Benoît Thieulin : Quand on dit réseau sociaux aujourd’hui, on veut dire des choses extrêmement différentes. Je retiens deux objectifs très différents.

Le premier est d’organiser vos forces militantes, encartées ou pas encartées. Comment fait-on pour encadrer 200 000 – 300 000 personnes qui sont des « supporters » de votre candidat ou campagne ?

C’est l’histoire de Barack Obama aux Etats-Unis.

Obama a fait une plate-forme d’organisation pour sa campagne qui est un espèce de gros intranet, dans lequel il y a aussi bien les 500 à Washington que les 800 000 sur le terrain. Là-dedans, il a géré toute la chaine de commandement de sa campagne.

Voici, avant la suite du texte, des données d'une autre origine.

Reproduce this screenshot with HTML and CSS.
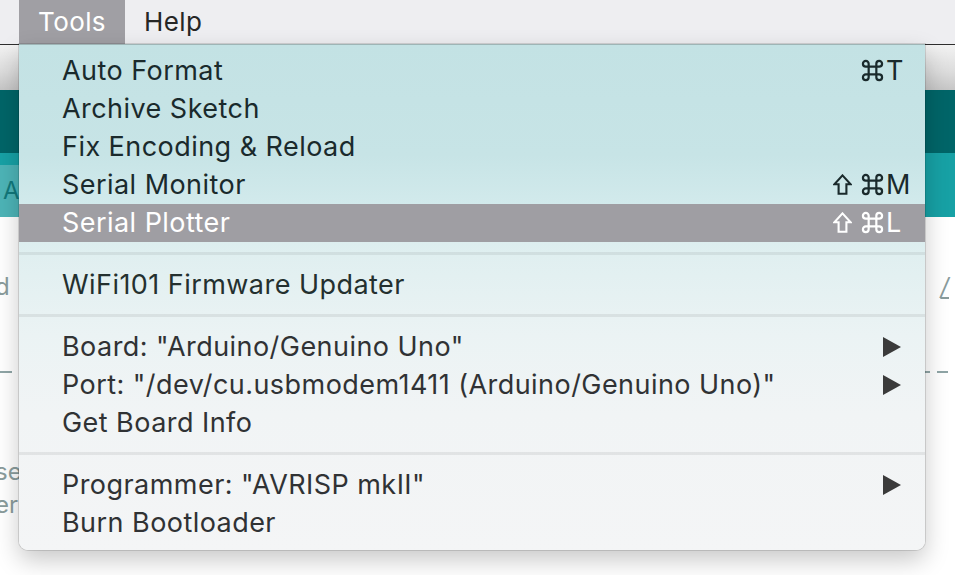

C’est l’objectif assigné à la Coopole pour le PS en France. Avec des outils qui sont parfois très simples : messagerie Internet, chat, listes de diffusions, partage de données, agenda collaboratifs, outils de géographie électorale…

Après, la question de savoir si c’est ouvert ou fermé est secondaire. Dans la Coopole, que je connais bien, il y a deux étages : un étage un peu étanche avec les données confidentielles, et un deuxième cercle qui est ouvert et que tout le monde peut accéder.

Mais le vrai sujet c’est : « Où allez-vous rencontrer les Français ? » Pas sur le réseau interne au parti, mais sur Facebook, les forums, et un peu sur Twitter.

Je pense que la gauche est aujourd’hui mieux organisée pour faire ce travail d’organisation des bases.